### Dataset extract:
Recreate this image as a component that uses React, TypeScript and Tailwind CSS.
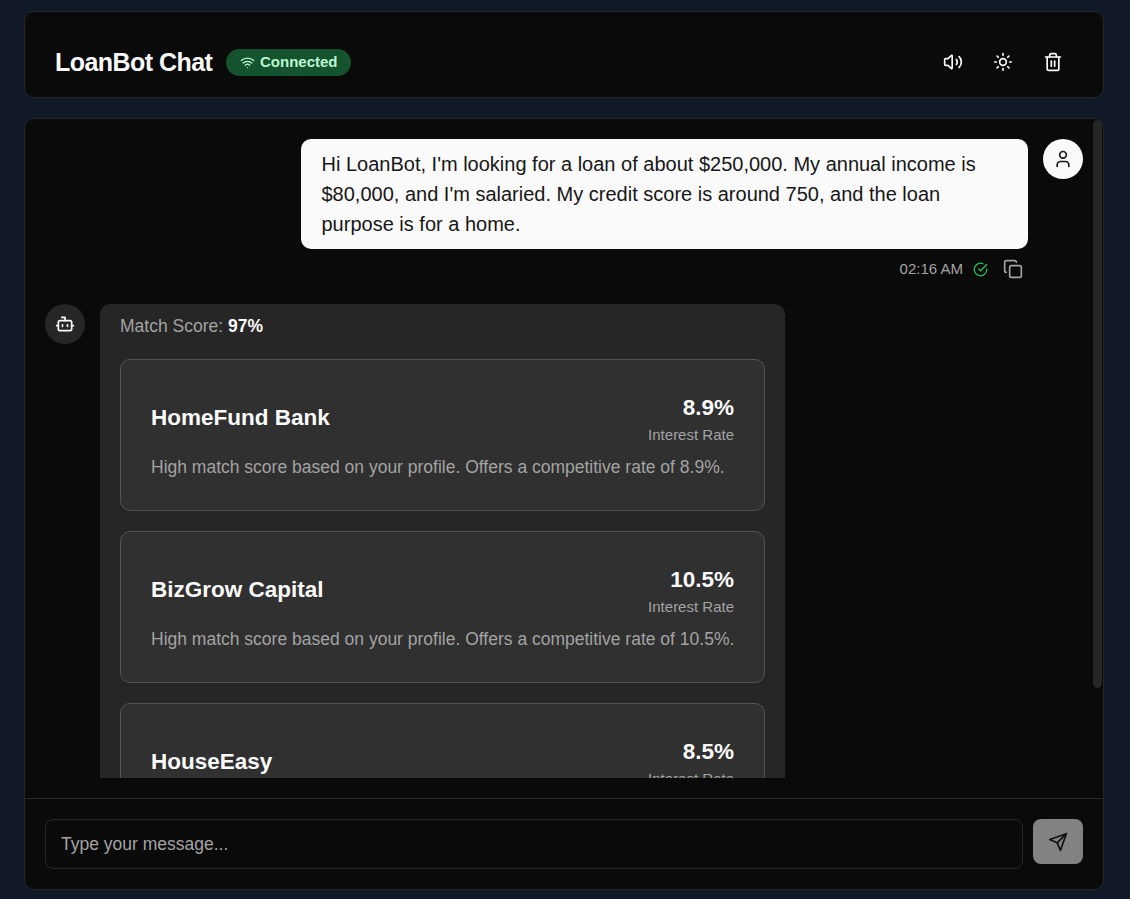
import React from "react";
import { Bot, Copy, Sun, Trash2, User, Volume2, Wifi } from "lucide-react";

const lenders = [
  { name: "HomeFund Bank", rate: "8.9%" },
  { name: "BizGrow Capital", rate: "10.5%" },
  { name: "HouseEasy", rate: "8.5%" },
];

function LenderCard({ name, rate }: { name: string; rate: string }) {
  return (
    <div className="h-[152px] shrink-0 rounded-[10px] border border-[#535353] bg-[#303030] px-[30px] pt-[30px]">
      <div className="flex items-center justify-between">
        <h3 className="text-[22.5px] leading-[35px] font-bold text-[#fafafa]">{name}</h3>
        <div className="text-right">
          <div className="text-[22.5px] leading-[35px] font-bold text-[#fafafa]">{rate}</div>
          <div className="text-[15px] leading-5 text-[#a3a3a3]">Interest Rate</div>
        </div>
      </div>
      <p className="mt-[10px] whitespace-nowrap text-[17.5px] leading-[25px] text-[#a3a3a3]">
        High match score based on your profile. Offers a competitive rate of {rate}.
      </p>
    </div>
  );
}

export default function App() {
  return (
    <div className="flex h-[899px] w-[1130px] flex-col gap-5 overflow-hidden bg-[#111827] pt-[11px] pr-[26px] pb-[9px] pl-6 font-['Liberation_Sans',Arial,sans-serif] text-[#fafafa]">
      <header className="flex h-[87px] shrink-0 items-center justify-between rounded-[10px] border border-[#262626] bg-[#0a0a0a] pt-[15px] pr-[30px] pl-[30px]">
        <div className="flex items-center gap-[14px]">
          <h1 className="w-[157px] whitespace-nowrap text-[25px] leading-[35px] font-bold tracking-[-0.55px]">LoanBot Chat</h1>
          <span className="flex h-[27px] w-[125px] items-center rounded-full bg-[#14532d] pl-[14px] text-[15px] font-bold text-[#bbf7d0]">
            <Wifi className="mr-[5px] size-[15px]" />
            Connected
          </span>
        </div>
        <div className="flex">
          <button className="flex h-[45px] w-[50px] items-center justify-center"><Volume2 size={20} /></button>
          <button className="flex h-[45px] w-[50px] items-center justify-center"><Sun size={20} /></button>
          <button className="-mr-[5px] flex h-[45px] w-[50px] items-center justify-center"><Trash2 size={20} /></button>
        </div>
      </header>
      <main className="relative flex min-h-0 flex-1 flex-col rounded-[10px] border border-[#262626] bg-[#0a0a0a]">
        <div className="mx-5 mt-5 flex min-h-0 flex-1 flex-col overflow-hidden">
          <div className="flex shrink-0 justify-end gap-[15px]">
            <div className="flex flex-col items-end">
              <div className="h-[110px] w-[727px] rounded-[10px] bg-[#fafafa] py-[10px] pr-5 pl-[20.5px] text-[20px] leading-[30px] text-[#171717]">
                Hi LoanBot, I'm looking for a loan of about $250,000. My annual income is $80,000, and I'm salaried. My credit score is around 750, and the loan purpose is for a home.
              </div>
              <div className="mt-[10px] flex h-5 items-center pr-[5px] text-[15px] text-[#a3a3a3]">
                <span>02:16 AM</span>
                <svg className="mt-px ml-[10px] size-[15px]" viewBox="0 0 24 24" fill="none" stroke="#22c55e" strokeWidth="2" strokeLinecap="round" strokeLinejoin="round">
                  <path d="M22 11.08V12a10 10 0 1 1-5.93-9.14" />
                  <path d="m9 11 3 3L22 4" />
                </svg>
                <Copy className="ml-[15px]" size={20} />
              </div>
            </div>
            <div className="flex size-10 items-center justify-center rounded-full bg-[#fafafa] text-[#171717]"><User size={20} /></div>
          </div>
          <div className="mt-[25px] flex shrink-0 gap-[15px]">
            <div className="flex size-10 items-center justify-center rounded-full bg-[#262626]"><Bot size={20} /></div>
            <div className="flex w-[685px] flex-col gap-5 rounded-[10px] bg-[#262626] px-5 pt-[10px] pb-5">
              <p className="text-[17.5px] leading-[25px] text-[#a3a3a3]">
                Match Score: <b className="text-[#fafafa]">97%</b>
              </p>
              {lenders.map((l) => <LenderCard key={l.name} {...l} />)}
            </div>
          </div>
        </div>
        <div className="absolute top-px right-px h-[568px] w-[9px] rounded-full bg-[#262626]" />
        <form className="mt-5 flex h-[91px] shrink-0 gap-[10px] border-t border-[#262626] px-5 pt-5">
          <input className="h-[50px] min-w-0 flex-1 rounded-[8px] border border-[#262626] bg-transparent px-[15px] text-[17.5px] placeholder:text-[#a3a3a3]" placeholder="Type your message..." />
          <button type="button" className="flex h-[45px] w-[50px] items-center justify-center rounded-[8px] bg-[#828282] text-[#111111]">
            <svg className="size-5" viewBox="0 0 24 24" fill="none" stroke="currentColor" strokeWidth="2" strokeLinecap="round" strokeLinejoin="round">
              <path d="m22 2-7 20-4-9-9-4Z" />
              <path d="M22 2 11 13" />
            </svg>
          </button>
        </form>
      </main>
    </div>
  );
}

### Stated task:
Copy the listing over exactly, skipping the pictures it holds.

### Task response:
Recreate this image as a component that uses React, TypeScript and Tailwind CSS.
import React from "react";
import { Bot, Copy, Sun, Trash2, User, Volume2, Wifi } from "lucide-react";

const lenders = [
  { name: "HomeFund Bank", rate: "8.9%" },
  { name: "BizGrow Capital", rate: "10.5%" },
  { name: "HouseEasy", rate: "8.5%" },
];

function LenderCard({ name, rate }: { name: string; rate: string }) {
  return (
    <div className="h-[152px] shrink-0 rounded-[10px] border border-[#535353] bg-[#303030] px-[30px] pt-[30px]">
      <div className="flex items-center justify-between">
        <h3 className="text-[22.5px] leading-[35px] font-bold text-[#fafafa]">{name}</h3>
        <div className="text-right">
          <div className="text-[22.5px] leading-[35px] font-bold text-[#fafafa]">{rate}</div>
          <div className="text-[15px] leading-5 text-[#a3a3a3]">Interest Rate</div>
        </div>
      </div>
      <p className="mt-[10px] whitespace-nowrap text-[17.5px] leading-[25px] text-[#a3a3a3]">
        High match score based on your profile. Offers a competitive rate of {rate}.
      </p>
    </div>
  );
}

export default function App() {
  return (
    <div className="flex h-[899px] w-[1130px] flex-col gap-5 overflow-hidden bg-[#111827] pt-[11px] pr-[26px] pb-[9px] pl-6 font-['Liberation_Sans',Arial,sans-serif] text-[#fafafa]">
      <header className="flex h-[87px] shrink-0 items-center justify-between rounded-[10px] border border-[#262626] bg-[#0a0a0a] pt-[15px] pr-[30px] pl-[30px]">
        <div className="flex items-center gap-[14px]">
          <h1 className="w-[157px] whitespace-nowrap text-[25px] leading-[35px] font-bold tracking-[-0.55px]">LoanBot Chat</h1>
          <span className="flex h-[27px] w-[125px] items-center rounded-full bg-[#14532d] pl-[14px] text-[15px] font-bold text-[#bbf7d0]">
            <Wifi className="mr-[5px] size-[15px]" />
            Connected
          </span>
        </div>
        <div className="flex">
          <button className="flex h-[45px] w-[50px] items-center justify-center"><Volume2 size={20} /></button>
          <button className="flex h-[45px] w-[50px] items-center justify-center"><Sun size={20} /></button>
          <button className="-mr-[5px] flex h-[45px] w-[50px] items-center justify-center"><Trash2 size={20} /></button>
        </div>
      </header>
      <main className="relative flex min-h-0 flex-1 flex-col rounded-[10px] border border-[#262626] bg-[#0a0a0a]">
        <div className="mx-5 mt-5 flex min-h-0 flex-1 flex-col overflow-hidden">
          <div className="flex shrink-0 justify-end gap-[15px]">
            <div className="flex flex-col items-end">
              <div className="h-[110px] w-[727px] rounded-[10px] bg-[#fafafa] py-[10px] pr-5 pl-[20.5px] text-[20px] leading-[30px] text-[#171717]">
                Hi LoanBot, I'm looking for a loan of about $250,000. My annual income is $80,000, and I'm salaried. My credit score is around 750, and the loan purpose is for a home.
              </div>
              <div className="mt-[10px] flex h-5 items-center pr-[5px] text-[15px] text-[#a3a3a3]">
                <span>02:16 AM</span>
                <svg className="mt-px ml-[10px] size-[15px]" viewBox="0 0 24 24" fill="none" stroke="#22c55e" strokeWidth="2" strokeLinecap="round" strokeLinejoin="round">
                  <path d="M22 11.08V12a10 10 0 1 1-5.93-9.14" />
                  <path d="m9 11 3 3L22 4" />
                </svg>
                <Copy className="ml-[15px]" size={20} />
              </div>
            </div>
            <div className="flex size-10 items-center justify-center rounded-full bg-[#fafafa] text-[#171717]"><User size={20} /></div>
          </div>
          <div className="mt-[25px] flex shrink-0 gap-[15px]">
            <div className="flex size-10 items-center justify-center rounded-full bg-[#262626]"><Bot size={20} /></div>
            <div className="flex w-[685px] flex-col gap-5 rounded-[10px] bg-[#262626] px-5 pt-[10px] pb-5">
              <p className="text-[17.5px] leading-[25px] text-[#a3a3a3]">
                Match Score: <b className="text-[#fafafa]">97%</b>
              </p>
              {lenders.map((l) => <LenderCard key={l.name} {...l} />)}
            </div>
          </div>
        </div>
        <div className="absolute top-px right-px h-[568px] w-[9px] rounded-full bg-[#262626]" />
        <form className="mt-5 flex h-[91px] shrink-0 gap-[10px] border-t border-[#262626] px-5 pt-5">
          <input className="h-[50px] min-w-0 flex-1 rounded-[8px] border border-[#262626] bg-transparent px-[15px] text-[17.5px] placeholder:text-[#a3a3a3]" placeholder="Type your message..." />
          <button type="button" className="flex h-[45px] w-[50px] items-center justify-center rounded-[8px] bg-[#828282] text-[#111111]">
            <svg className="size-5" viewBox="0 0 24 24" fill="none" stroke="currentColor" strokeWidth="2" strokeLinecap="round" strokeLinejoin="round">
              <path d="m22 2-7 20-4-9-9-4Z" />
              <path d="M22 2 11 13" />
            </svg>
          </button>
        </form>
      </main>
    </div>
  );
}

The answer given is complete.